• Source material
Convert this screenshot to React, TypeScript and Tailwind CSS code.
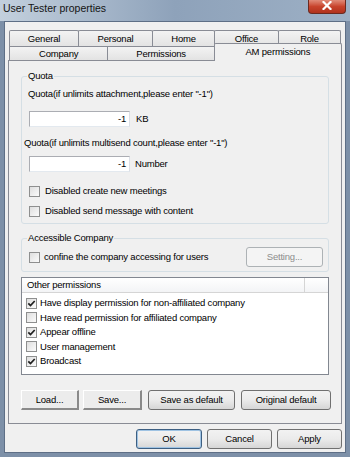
import React from "react";

function Box({ checked }: { checked?: boolean }) {
  return (
    <span className="w-[11px] h-[11px] shrink-0 border border-[#8e8f8f] bg-gradient-to-br from-[#dedede] to-[#fbfbfb] flex items-center justify-center">
      {checked && (
        <svg width="9" height="9" viewBox="0 0 9 9">
          <path d="M1.3 4.4 L3.5 6.6 L7.7 2" fill="none" stroke="#1f1f1f" strokeWidth="1.7" />
        </svg>
      )}
    </span>
  );
}

function Tab({ label, w, selected }: { label: string; w: string; selected?: boolean }) {
  return (
    <div
      className={
        selected
          ? `${w} h-[18px] -mb-[1px] -ml-[1px] relative z-10 flex items-center justify-center border border-b-0 border-[#898c95] rounded-t-[2px] bg-[#f0f0f0] pb-[2px]`
          : `${w} -ml-[1px] first:ml-0 flex items-center justify-center border border-b-0 border-[#898c95] rounded-t-[2px] bg-gradient-to-b from-[#f3f3f3] to-[#e3e3e3]`
      }
    >
      {label}
    </div>
  );
}

function Win7Button({ label, w }: { label: string; w: string }) {
  return (
    <div className={`${w} h-[20px] flex items-center justify-center border border-[#707070] rounded-[3px] bg-gradient-to-b from-[#f2f2f2] via-[#ebebeb] to-[#d6d6d6]`}>
      {label}
    </div>
  );
}

function FlatButton({ label, w }: { label: string; w: string }) {
  return (
    <div className={`${w} h-[20px] flex items-center justify-center bg-[#ececec] border-t border-l border-t-white border-l-white border-r-2 border-b-2 border-r-[#8a8a8a] border-b-[#8a8a8a]`}>
      {label}
    </div>
  );
}

const perms: [string, boolean][] = [
  ["Have display permission for non-affiliated company", true],
  ["Have read permission for affiliated company", false],
  ["Appear offline", true],
  ["User management", false],
  ["Broadcast", true],
];

export default function App() {
  return (
    <div className="w-[350px] h-[457px] bg-[#7d90a8] flex flex-col overflow-hidden font-['Liberation_Sans',Arial,sans-serif] text-[9.5px] leading-[12px] tracking-[-0.2px] text-black">
      {/* title bar */}
      <div className="h-[21px] shrink-0 flex items-start justify-between bg-gradient-to-r from-[#c3d0dd] via-[#8ea2ba] to-[#9db0c5]">
        <div className="pl-[3px] pt-[2px] text-[10.5px] leading-[13px] tracking-normal text-[#141414]">
          User Tester properties
        </div>
        <div className="mr-[4px] w-[38px] h-[14px] rounded-b-[4px] border border-t-0 border-[#6b2a20] bg-gradient-to-b from-[#e08a78] via-[#c8432c] to-[#b0321c] flex items-start justify-center">
          <svg width="10" height="9" viewBox="0 0 10 9" className="mt-[1px]">
            <path d="M1.5 1 L8.5 8 M8.5 1 L1.5 8" stroke="white" strokeWidth="2.2" strokeLinecap="square" />
          </svg>
        </div>
      </div>

      {/* client */}
      <div className="flex-1 mx-[4px] mb-[4px] bg-[#f0f0f0] border border-[#5e6f86] flex flex-col">
        <div className="ml-[3px] w-[334px] pt-[8px] flex flex-col">
          {/* tab rows */}
          <div className="ml-[1px] h-[16px] flex">
            <Tab label="General" w="w-[70px]" />
            <Tab label="Personal" w="w-[75px]" />
            <Tab label="Home" w="w-[63px]" />
            <Tab label="Office" w="w-[65px]" />
            <Tab label="Role" w="w-[63px]" />
          </div>
          <div className="ml-[1px] h-[14px] flex items-end">
            <div className="w-[100px] h-[14px] flex items-center justify-center border border-b-0 border-[#898c95] bg-gradient-to-b from-[#f3f3f3] to-[#e3e3e3]">
              Company
            </div>
            <div className="w-[108px] h-[14px] -ml-[1px] flex items-center justify-center border border-b-0 border-[#898c95] bg-gradient-to-b from-[#f3f3f3] to-[#e3e3e3]">
              Permissions
            </div>
            <Tab label="AM permissions" w="w-[129px]" selected />
          </div>

          {/* panel */}
          <div className="h-[364px] border border-[#898c95] bg-[#f0f0f0] pl-[12px] flex flex-col">
            <fieldset className="mt-[9px] w-[308px] h-[154px] border border-[#d5dfe5] rounded-[3px] flex flex-col">
              <legend className="ml-[5px] px-[1px]">Quota</legend>
              <div className="mt-[6px] ml-[6px]">Quota(if unlimits attachment,please enter "-1")</div>
              <div className="mt-[11px] ml-[7px] flex items-center">
                <div className="w-[101px] h-[16px] border border-[#abadb3] border-b-[#e3e9ef] border-r-[#dbdfe6] bg-white flex items-center justify-end pr-[3px]">
                  -1
                </div>
                <span className="ml-[6px]">KB</span>
              </div>
              <div className="mt-[10px] ml-[2px]">Quota(if unlimits multisend count,please enter "-1")</div>
              <div className="mt-[7px] ml-[7px] flex items-center">
                <div className="w-[101px] h-[16px] border border-[#abadb3] border-b-[#e3e9ef] border-r-[#dbdfe6] bg-white flex items-center justify-end pr-[3px]">
                  -1
                </div>
                <span className="ml-[5px]">Number</span>
              </div>
              <div className="mt-[13px] ml-[7px] flex items-center gap-[5px]">
                <Box />
                <span>Disabled create new meetings</span>
              </div>
              <div className="mt-[8px] ml-[7px] flex items-center gap-[5px]">
                <Box />
                <span>Disabled send message with content</span>
              </div>
            </fieldset>

            <fieldset className="mt-[8px] w-[308px] border border-[#d5dfe5] rounded-[3px] pb-[4px] flex flex-col">
              <legend className="ml-[5px] px-[1px]">Accessible Company</legend>
              <div className="mt-[3px] ml-[7px] mr-[5px] h-[20px] flex items-center justify-between">
                <div className="flex items-center gap-[4px]">
                  <Box />
                  <span>confine the company accessing for users</span>
                </div>
                <div className="w-[77px] h-[20px] flex items-center justify-center border border-[#adb2b5] rounded-[3px] bg-[#f4f4f4] text-[#8d8d8d]">
                  Setting...
                </div>
              </div>
            </fieldset>

            <div className="mt-[5px] w-[308px] h-[98px] border border-[#828790] bg-white flex flex-col">
              <div className="h-[15px] flex border-b border-[#d5d5d5] bg-gradient-to-b from-white to-[#f3f4f6]">
                <div className="w-[283px] pl-[5px] flex items-center border-r border-[#d5d5d5]">Other permissions</div>
                <div className="flex-1" />
              </div>
              <div className="mt-[3px] flex flex-col">
                {perms.map(([t, c]) => (
                  <div key={t} className="h-[14.5px] pl-[4px] flex items-center gap-[3px]">
                    <Box checked={c} />
                    <span>{t}</span>
                  </div>
                ))}
              </div>
            </div>

            <div className="mt-[15px] flex items-center">
              <FlatButton label="Load..." w="w-[58px]" />
              <div className="ml-[4px]">
                <FlatButton label="Save..." w="w-[59px]" />
              </div>
              <div className="ml-[6px]">
                <Win7Button label="Save as default" w="w-[87px]" />
              </div>
              <div className="ml-[6px]">
                <Win7Button label="Original default" w="w-[90px]" />
              </div>
            </div>
          </div>

          {/* dialog buttons */}
          <div className="mt-[5px] flex justify-end gap-[5px]">
            <div className="w-[66px] h-[20px] flex items-center justify-center border border-[#3d5f82] rounded-[3px] bg-gradient-to-b from-[#f2f2f2] via-[#ebebeb] to-[#d6d6d6] shadow-[inset_0_0_0_1px_#9fc3e3]">
              OK
            </div>
            <Win7Button label="Cancel" w="w-[65px]" />
            <Win7Button label="Apply" w="w-[65px]" />
          </div>
        </div>
      </div>
    </div>
  );
}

• Set problem
Restate exactly, please, only the lines between the start of the data and the line containing "import React from", both ends included, skipping the pictures.

• Task result
Convert this screenshot to React, TypeScript and Tailwind CSS code.
import React from "react";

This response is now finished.